When assigning privileges to a MySQL database user, this is done:
GRANT ALL PRIVILEGES ON databasename
.* TO ‘username’@‘localhost’;
when IPv6 is enabled and prioritized (or IPv4 disabled), as most modern systems will have (Happy Eyeballs), for example PHP will resolve to ::1 and you will get errors like HY000/2002:
Warning: mysqli_real_connect(): (HY000/2002): No such file or directory in /home/username/public_html/wp-includes/class-wpdb.php
when you do:
GRANT ALL PRIVILEGES ON
databasename
.* TO ‘username’@‘::1’;
FLUSH PRIVILEGES;
This solves that resolving issue. It would be good if Virtualmin would by default assign (and the other CRUDs; to keep IPv4 in sync) these IPv6 user privileges (until MySQL handles “localhost” better with an upstream solution; but that might not happen, as it would break setups that rely on the distinction).
The goal would be that users can use any of these 4 valid options and get the same result: ::1, 127.0.0.1, ::ffff:127.0.0.1 (IPv4 expressed as IPv6), and localhost.

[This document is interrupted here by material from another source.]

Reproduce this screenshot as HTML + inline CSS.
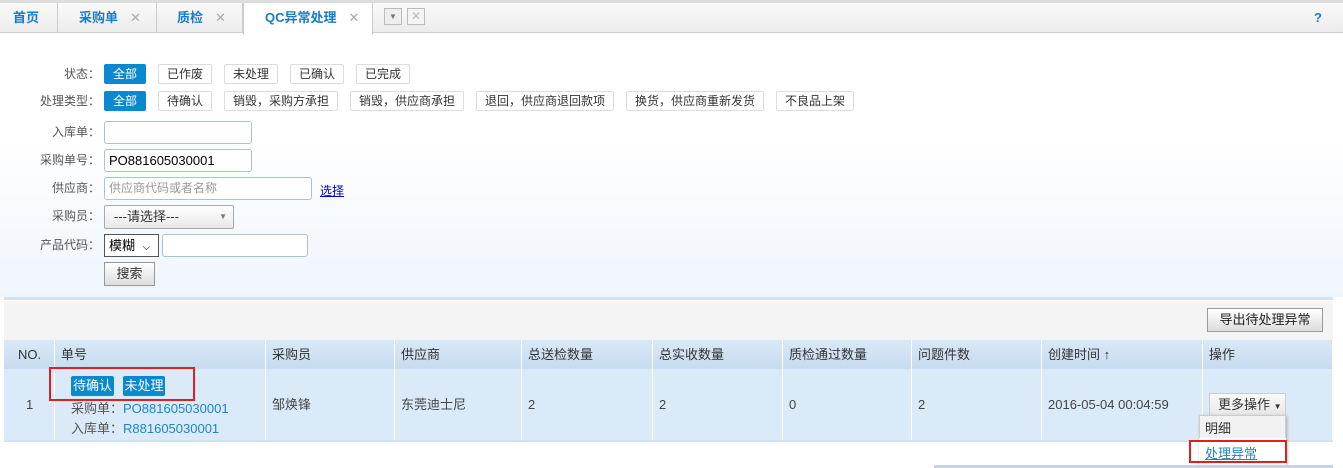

PS: your “cat /etc/hosts” file should of course also resolve it:
::1 localhost
127.0.0.1 localhost
the order matters in older systems (newer systems often comply with RFC 8305).
PPS: If this does not solve your problem, it might be related to the socket creation. Look into mysqli.default_socket / pdo_mysql.default_socket.